ユーザー通信 209号 抜粋記事 1面右:三井精機 加藤新社長
実録『事業承継の妻たち』と『アトトリ娘』
本紙6面詳報のとおり、6月に開催された名古屋でのINTERMOLDでは、『かながた小町集合!』が企画され、金型業界で活躍中の女性らによるトークセッションが催された。
そのなかでは、金型業界に入るきっかけをモデレータ(司会)に問われたあるパネリストが、「主人が3代目の経営者なので必然的だったんですが」を前提に、次のように答えた。
「2代目だった義父が『結婚の条件はひとつしかない、先にあなたが会社に入ってください、それだけだ』で、いきなり3次元測定検査の担当になり、三角関数にふれることになったんです。 学生当時は数学が大キライだっただけに、当然、公式なんて頭に出てこないし、あたふたしました。大抵の学生は、三角関数なんて人生に必要ないと思って授業を受けていますよね? それがまさか、結婚するために三角関数が必要になるとは思ってもみなかった!」と述懐するシーンがあった。
製造現場などこれまでは、のっけから、男性中心の職場、男性社会が「あたりまえ」と思われていたステージで女性が活躍し、台頭することで、こういったさまざまな「悲喜こもごも」が見られるのもまた確かだ。
それは、製造業、中小企業で喫緊の課題となっている事業継承、後継者問題においても、同じ様相を垣間見せている、とM&Aサービスの会社と複数取り引きのある経営者は話す。
多くの中小企業では、経営者の奥さんが事業の手伝いをするのが、かつては「あたりまえ」だった。奥さんは家庭だけではなく、会社でも主人のサポートをしているのだから、何のひねりもない言葉だが「すごく大変」だと思う。
こんな奥さんは、筆者のすぐ周囲にもいるし、読者の皆さんの周囲にもいると察するが、ある奥さんは「よく『従業員は家族だ』という人もいるけど、私にとってはそうではなかった」という。
この発言だけ聞くと「冷たい奥さん」のように思われるが、その意図するところはこうだ。
「会社で『奥さん』と社員から声をかけられると、いつも『ドキッ』とするんです。いいことで声をかけられることは、まずないので・・・」。
また、経理や人事労務を一手に引き受けていた別の奥さんの言葉はさらに印象的で、「私は会社の、いや、主人の『犠牲者』なんです」、「これまでどれだけ会社に振り回されてきたか・・・私の人生を返してほしい」とかなり辛辣だ。

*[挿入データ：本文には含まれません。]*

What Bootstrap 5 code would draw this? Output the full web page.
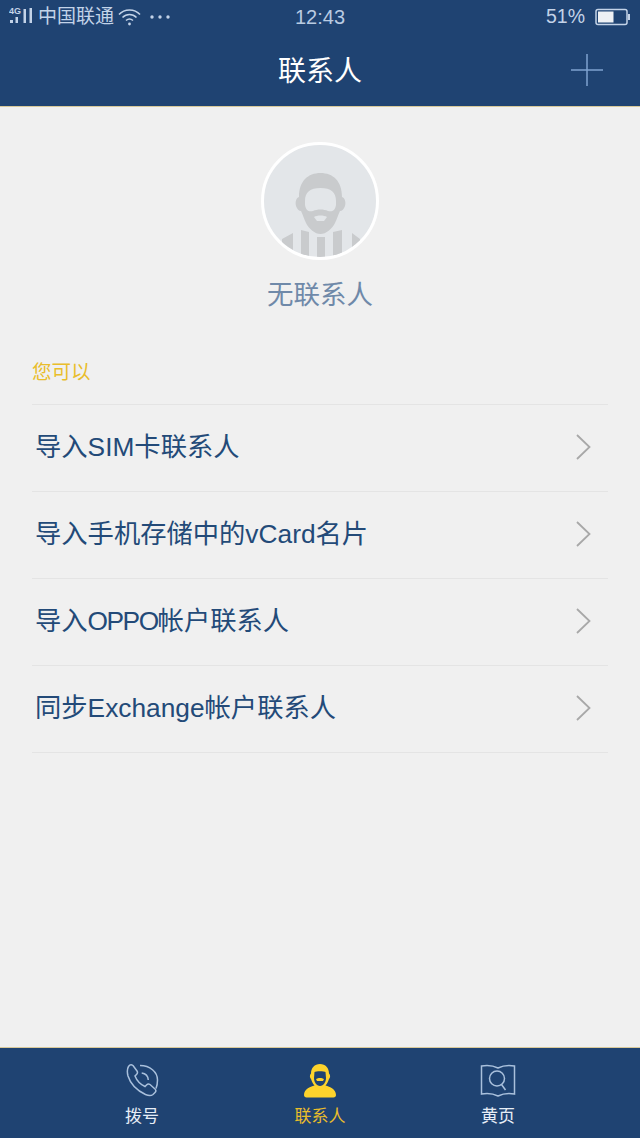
<!DOCTYPE html>
<html lang="zh">
<head>
  <meta charset="utf-8">
  <meta name="viewport" content="width=device-width, initial-scale=1">
  <title>联系人</title>
  <link href="https://cdn.jsdelivr.net/npm/bootstrap@5.3.6/dist/css/bootstrap.min.css" rel="stylesheet">
  <style>
    html, body { height: 100%; }
    body {
      width: 640px; height: 1138px; overflow: hidden;
      background: #f0f0f0;
      font-family: "Liberation Sans", "Noto Sans CJK SC", sans-serif;
    }
    .phone-head { height: 107px; background: #1f4372; border-bottom: 1px solid #d8c99a; flex: none; }
    .status-row { height: 34px; padding: 0 9px; color: #c3d3e8; font-size: 19px; }
    .status-side { width: 230px; }
    .status-time { font-size: 20px; color: #b9cbe2; }
    .dots { width: 20px; height: 4px; }
    .batt-pct { font-size: 19.5px; margin-right: 10px; }
    .title-row { height: 72px; padding-top: 2px; position: relative; }
    .title-text { color: #fff; font-size: 28px; line-height: 72px; }
    .add-icon { position: absolute; right: 37px; top: 20px; }
    .profile-block { padding-top: 35px; }
    .avatar-ring {
      width: 118px; height: 118px; border-radius: 50%;
      border: 3px solid #fff; background: #e3e6e9; overflow: hidden;
    }
    .empty-label { color: #6f89a9; font-size: 26.500px; line-height: 36px; margin-top: 17px; }
    .hint-label { color: #e9bd2b; font-size: 19.500px; line-height: 24px; margin: 47px 32px 20px; }
    .action-list { margin: 0 32px; border-top: 1px solid #e4e4e4; }
    .action-row {
      height: 87px; padding: 0 17px 0 3px;
      border-bottom: 1px solid #e4e4e4;
      color: #234a78; font-size: 26.300px;
    }
    .action-row svg { flex: none; margin-bottom: 2px; }
    .tight-latin { letter-spacing: -1.500px; }
    .tab-bar { height: 91px; background: #1f4372; border-top: 1px solid #d8c99a; flex: none; }
    .tab-item { width: 178px; color: #e6edf6; font-size: 17px; line-height: 20px; }
    .tab-item svg { display: block; margin-bottom: 9px; }
    .tab-on { color: #e9bd2b; }
  </style>
</head>
<body class="d-flex flex-column">
  <header class="phone-head">
    <div class="status-row d-flex align-items-center justify-content-between">
      <div class="status-side d-flex align-items-center gap-1">
        <svg width="25" height="20" viewBox="0 0 25 20" fill="#c3d3e8">
          <text x="0" y="6.500" font-size="9" font-weight="700" font-family="Liberation Sans">4G</text>
          <rect x="1" y="13" width="3" height="3"/>
          <rect x="6.500" y="10" width="2.500" height="6"/>
          <rect x="14.500" y="2" width="2.500" height="14"/>
          <rect x="20.500" y="1" width="2.500" height="15"/>
        </svg>
        <span>中国联通</span>
        <svg width="24" height="20" viewBox="0 0 24 20" fill="none" stroke="#c3d3e8" stroke-width="1.600">
          <path d="M1 7.500C6.500 1.500 16.500 1.500 22 7.500"/>
          <path d="M4.500 10.500C8.500 6.500 14.500 6.500 18.500 10.500"/>
          <path d="M8 13.500C10 11.800 13 11.800 15 13.500"/>
          <circle cx="11.500" cy="17" r="1.400" fill="#c3d3e8" stroke="none"/>
        </svg>
        <svg class="dots ms-1" viewBox="0 0 20 4" fill="#c3d3e8">
          <circle cx="2" cy="2" r="1.700"/><circle cx="10" cy="2" r="1.700"/><circle cx="18" cy="2" r="1.700"/>
        </svg>
      </div>
      <div class="status-time">12:43</div>
      <div class="status-side d-flex align-items-center justify-content-end">
        <span class="batt-pct">51%</span>
        <svg width="36" height="18" viewBox="0 0 36 18">
          <rect x="1" y="1.500" width="31" height="15" rx="2" fill="none" stroke="#c3d3e8" stroke-width="1.500"/>
          <rect x="3" y="3.500" width="15.500" height="11" fill="#eef1f4"/>
          <rect x="33" y="6" width="2" height="6" fill="#c3d3e8"/>
        </svg>
      </div>
    </div>
    <div class="title-row text-center">
      <span class="title-text">联系人</span>
      <svg class="add-icon" width="32" height="32" viewBox="0 0 32 32" stroke="#7fa3d0" stroke-width="1.500">
        <path d="M0 16H32M16 0V32"/>
      </svg>
    </div>
  </header>

  <main class="flex-grow-1">
    <div class="profile-block d-flex flex-column align-items-center">
      <div class="avatar-ring">
        <svg width="112" height="112" viewBox="0 0 112 112">
          <g fill="#c9cbcd">
            <path d="M35 52C35 36 44 28 56.500 28C69 28 78 36 78 52C81 53 82 57 81 61C80 64 78 66 76 66C74 70 73 74 71 78C68 84 62 89 56.500 89C51 89 45 84 42 78C40 74 39 70 37 66C35 66 33 64 32 61C31 57 32 53 35 52Z"/>
            <path d="M18 112V94L29 88V112ZM37 112V85L45 87V112ZM53 112V92H61V112ZM69 112V87L78 85V112ZM88 112V88L96 94V112Z"/>
          </g>
          <path d="M41 56C41 47 46 43 56.500 43C67 43 72 47 72 56V60C71 66 68 67 64 66C60 64 53 64 49 66C45 67 42 66 41 60Z" fill="#e3e6e9"/>
          <path d="M50 72C53 70 60 70 63 72L60 76H53Z" fill="#e3e6e9"/>
        </svg>
      </div>
      <div class="empty-label">无联系人</div>
    </div>

    <div class="hint-label">您可以</div>

    <div class="action-list">
      <div class="action-row d-flex align-items-center justify-content-between">
        <span>导入SIM卡联系人</span>
        <svg width="15" height="26" viewBox="0 0 15 26" fill="none" stroke="#a8a8a8" stroke-width="1.800"><path d="M1 1L13.500 13L1 25"/></svg>
      </div>
      <div class="action-row d-flex align-items-center justify-content-between">
        <span>导入手机存储中的vCard名片</span>
        <svg width="15" height="26" viewBox="0 0 15 26" fill="none" stroke="#a8a8a8" stroke-width="1.800"><path d="M1 1L13.500 13L1 25"/></svg>
      </div>
      <div class="action-row d-flex align-items-center justify-content-between">
        <span>导入<span class="tight-latin">OPPO</span>帐户联系人</span>
        <svg width="15" height="26" viewBox="0 0 15 26" fill="none" stroke="#a8a8a8" stroke-width="1.800"><path d="M1 1L13.500 13L1 25"/></svg>
      </div>
      <div class="action-row d-flex align-items-center justify-content-between">
        <span>同步Exchange帐户联系人</span>
        <svg width="15" height="26" viewBox="0 0 15 26" fill="none" stroke="#a8a8a8" stroke-width="1.800"><path d="M1 1L13.500 13L1 25"/></svg>
      </div>
    </div>
  </main>

  <nav class="tab-bar d-flex justify-content-center align-items-start pt-3">
    <div class="tab-item d-flex flex-column align-items-center">
      <svg width="34" height="34" viewBox="0 0 34 34" fill="none" stroke="#a9c0dc" stroke-width="1.500">
        <path d="M3.500 2.500C4.500 1 6.500 .5 8 1.500L12 7C12.800 8.200 12.500 9.500 11.500 10.500L10 12C12 17 15.500 20.500 20 22.500L21.500 21C22.500 20 24 19.800 25 20.500L30 25C31 26 31 27.500 30 28.500L28 30.500C26 32 23.500 31.800 20.500 30.500C11 26 5.500 20 3 12C2 8 2 5 3.500 2.500Z"/>
        <path d="M16.700 9C20.500 9.500 23 12 23.300 16"/>
        <path d="M15 1.500C25 1.500 32.500 8 32.500 16C32.500 19 32 22 31 24.500"/>
      </svg>
      <span>拨号</span>
    </div>
    <div class="tab-item tab-on d-flex flex-column align-items-center">
      <svg width="36" height="34" viewBox="0 0 36 34">
        <path d="M18 0C23.500 0 27 4 27 9.500C28.500 10.500 28.500 14 27 15C26 18 25 20 23.500 21.500C28 23 34 25 34 31C34 32.500 33 33.500 31.500 33.500H4.500C3 33.500 2 32.500 2 31C2 25 8 23 12.500 21.500C11 20 10 18 9 15C7.500 14 7.500 10.500 9 9.500C9 4 12.500 0 18 0Z" fill="#fdd32c"/>
        <path d="M12.500 8C14 7 22 7 23.500 8L24 14C24 18 21.500 22 18 22C14.500 22 12 18 12 14Z" fill="#1f4372"/>
        <path d="M14 15C16 13.500 20 13.500 22 15L21 17H15Z" fill="#fdd32c"/>
      </svg>
      <span>联系人</span>
    </div>
    <div class="tab-item d-flex flex-column align-items-center">
      <svg width="36" height="34" viewBox="0 0 36 34" fill="none" stroke="#a9c0dc" stroke-width="1.500">
        <path d="M1.500 2C7 1 13 1.500 18 4C23 1.500 29 1 34.500 2V30C29 29 23 29.500 18 32C13 29.500 7 29 1.500 30Z"/>
        <circle cx="17" cy="14.500" r="7.500"/>
        <path d="M21.500 20.500L25.500 26"/>
      </svg>
      <span>黄页</span>
    </div>
  </nav>
</body>
</html>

両者ともその後、「主人から『会社を誰かに任せようと思う』といわれ、それが事業継承だった」と、今ではもうM&A後のリタイアライフを送っており、「主人が経営していた頃は本当に毎日が大変だったので、いまは比較できないくらい穏やかに過ごせています」と口をそろえる。

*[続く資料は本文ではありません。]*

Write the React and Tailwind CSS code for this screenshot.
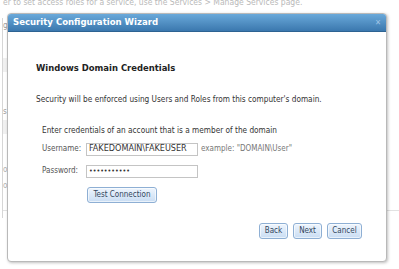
import React from 'react';

const font = { fontFamily: '"DejaVu Sans Condensed", "DejaVu Sans", sans-serif' };

const Btn = ({ children, className = '' }) => (
  <button
    className={`h-[16px] rounded-[3px] border border-[#8eafd4] bg-gradient-to-b from-[#eef5fd] to-[#c9ddf3] text-[8px] leading-none text-[#33465c] shadow-[0_0_0_1px_rgba(255,255,255,0.6)_inset] ${className}`}
  >
    {children}
  </button>
);

const Field = ({ label, value, type = 'text', textSize = 'text-[9px]' }) => (
  <div className="flex items-center">
    <span className="w-[44px] text-[8px] text-[#555]">{label}</span>
    <input
      type={type}
      defaultValue={value}
      readOnly
      className={`h-[13px] w-[112px] border border-[#c4c4c4] bg-white px-[2px] text-[#333] outline-none ${textSize}`}
      style={font}
    />
  </div>
);

const App = () => {
  return (
    <div className="relative h-[269px] w-[399px] overflow-hidden bg-white" style={font}>
      {/* page behind the wizard, faded */}
      <div className="text-[#b9b9b9]">
        <div className="-mt-[4px] h-[10px] whitespace-nowrap pl-[3px] text-[8.5px]">
          er to set access roles for a service, use the Services &gt; Manage Services page.
        </div>
        <div className="ml-[2px] mt-[12px] h-[200px] w-[397px] border-l border-[#d6d6d6]">
          <div className="pt-[2px] text-[8px] text-[#9a9a9a]">g</div>
          <div className="mt-[26px] h-[14px] w-[8px] bg-[#f0f0f0]" />
          <div className="mt-[34px] text-[8px] text-[#9a9a9a]">s</div>
          <div className="mt-[2px] h-[14px] w-[8px] bg-[#f0f0f0]" />
          <div className="mt-[30px] text-[8px] text-[#b0b0b0]">ol</div>
          <div className="mt-[4px] text-[8px] text-[#b0b0b0]">ok</div>
          <div className="mt-[18px] h-px w-full bg-[#e2e2e2]" />
        </div>
      </div>

      {/* wizard dialog */}
      <div className="absolute left-[7px] top-[13px] flex h-[249px] w-[380px] flex-col overflow-hidden rounded-[4px] border border-[#b9b9b9] bg-white shadow-[1px_1px_3px_rgba(0,0,0,0.25)]">
        <div className="flex h-[18px] items-center justify-between border-b border-[#2d6392] bg-gradient-to-b from-[#6aa9da] to-[#3b78ae] pl-[5px] pr-[5px]">
          <span className="text-[9.5px] font-bold text-white">Security Configuration Wizard</span>
          <span className="text-[8px] leading-none text-[#9ec3e4]">✕</span>
        </div>

        <div className="flex flex-1 flex-col pl-[28px] pr-[24px]">
          <h1 className="mt-[29px] text-[9.4px] font-bold text-[#222]">Windows Domain Credentials</h1>
          <p className="mt-[18px] text-[8.2px] text-[#333]">
            Security will be enforced using Users and Roles from this computer's domain.
          </p>

          <div className="mt-[19px] pl-[6px]">
            <p className="text-[8.2px] text-[#333]">Enter credentials of an account that is a member of the domain</p>
            <div className="mt-[6px] flex items-center">
              <Field label="Username:" value="FAKEDOMAIN\FAKEUSER" />
              <span className="ml-[3px] text-[8px] text-[#777]">example: "DOMAIN\User"</span>
            </div>
            <div className="mt-[9px]">
              <Field label="Password:" value="fakepasswrd" type="password" textSize="text-[7px]" />
            </div>
            <Btn className="ml-[45px] mt-[9px] w-[70px]">Test Connection</Btn>
          </div>

          <div className="mt-auto mb-[22px] flex justify-end gap-[5px]">
            <Btn className="w-[29px]">Back</Btn>
            <Btn className="w-[29px]">Next</Btn>
            <Btn className="w-[35px]">Cancel</Btn>
          </div>
        </div>
      </div>
    </div>
  );
};

export default App;
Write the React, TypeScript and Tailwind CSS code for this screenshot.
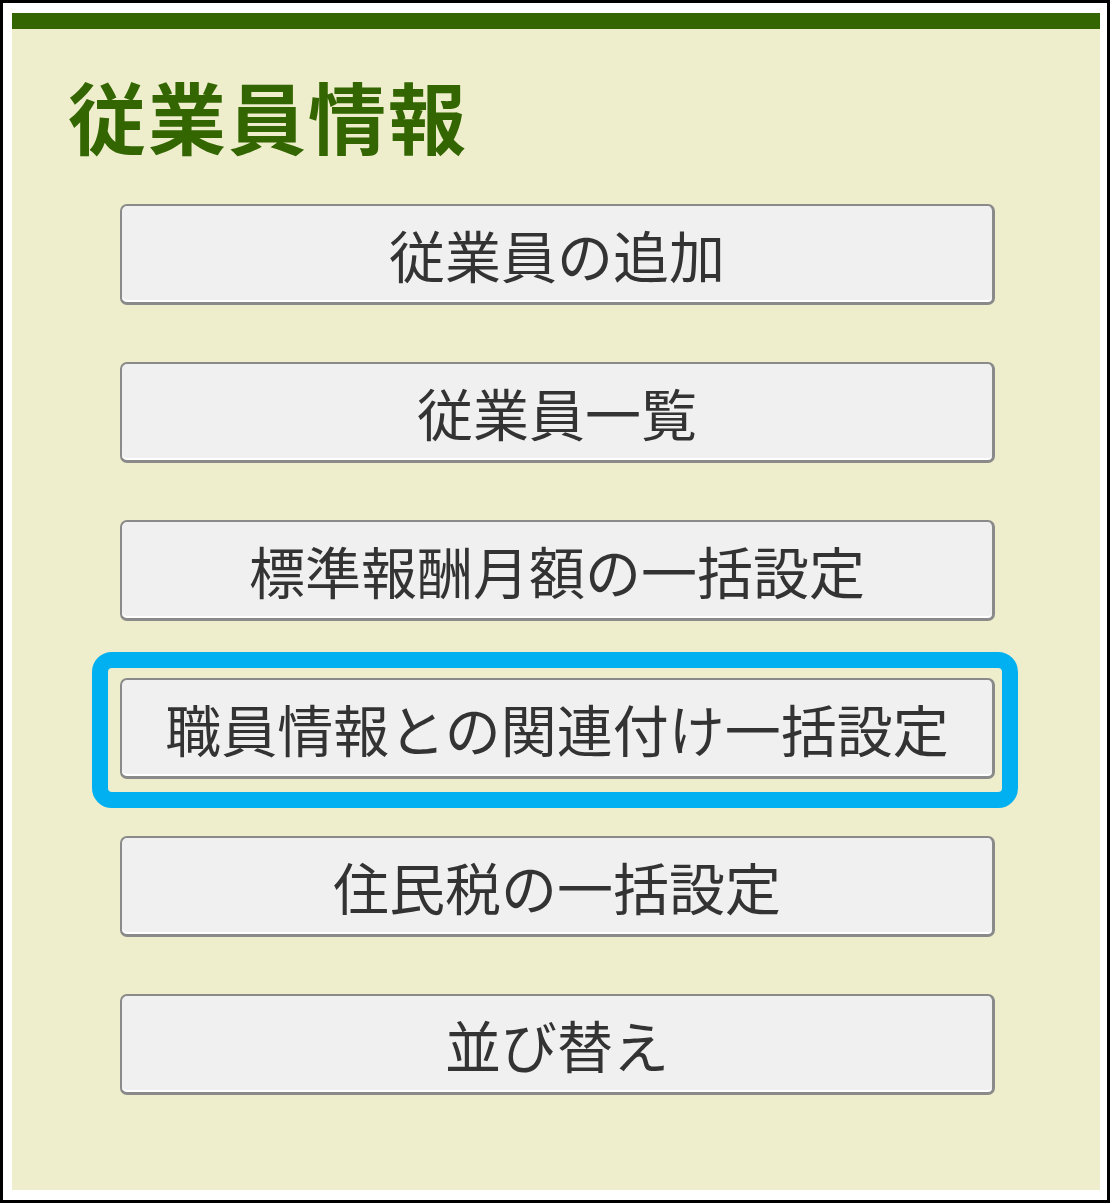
import React from 'react';

const items = [
  '従業員の追加',
  '従業員一覧',
  '標準報酬月額の一括設定',
  '職員情報との関連付け一括設定',
  '住民税の一括設定',
  '並び替え',
];

const App = () => {
  return (
    <div className="w-[1110px] h-[1203px] bg-white border-[3px] border-black pt-[10px] pl-[9px] pr-[7px] pb-[10px] font-['Noto_Sans_CJK_JP','Noto_Sans',sans-serif]">
      <div className="h-full bg-[#eeedcc] border-t-[16px] border-[#336600] flex flex-col">
        <h1 className="pl-[56px] pt-[36px] text-[78px] leading-[100px] font-bold text-[#336600] tracking-[2px]">
          従業員情報
        </h1>
        <div className="flex flex-col gap-[57px] pl-[108px] mt-[39px]">
          {items.map((label, index) => (
            <div key={index} className="relative w-[875px]">
              {index === 3 && (
                <div className="absolute -top-[26px] -left-[28px] -right-[23px] -bottom-[29px] border-[16px] border-[#00b0f0] rounded-[20px]" />
              )}
              <button className="relative w-full h-[101px] bg-[#f0f0f0] border-2 border-[#8a8a8a] border-b-[3px] border-r-[3px] rounded-[7px] shadow-[inset_0_-2px_0_#ffffff] text-[56px] text-[#333333] leading-none flex items-center justify-center">
                {label}
              </button>
            </div>
          ))}
        </div>
      </div>
    </div>
  );
};

export default App;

このように、事業継承して「変わったなぁ」と感じるのは社長よりも、実は、『妻たち』のほうだというケースが多いそうだ。
一方、「息子がいないから、跡継ぎがいない」も、何年か前までは「あたりまえ」の世の中だった。事実、日本の女性社長の比率はたったの7・8%(帝国データバンク)だ。
だが近年では、娘が会社を継ぐケースが徐々に増えてきている。そんな『アトトリ娘』たちが集う場所として、昭和女子大学ではダイバーシティ推進機構が「アトトリ娘」たちの人材育成コースを開いている。
その参加者で、実家がネジの製造業だというある女性は、なんと、小さな娘さん2人の子育て中だが、いずれ3代目として会社を継ぐ予定だそうだ。
「最初は継ぐつもりはなかったのですが、父から『どうする?』と聞かれた時、気付いたら『継ぎます』と答えていました」。
働き方に自由を求める時代に「経営者」を選ぶ女性。「跡取り」という枕詞には、ついつい「息子」をイメージしてしまうが、全国で確実に増えている『アトトリ娘』は、我が国の後継者不在問題を解決するための手立てとして、今後、主流になっていくのだろうか―。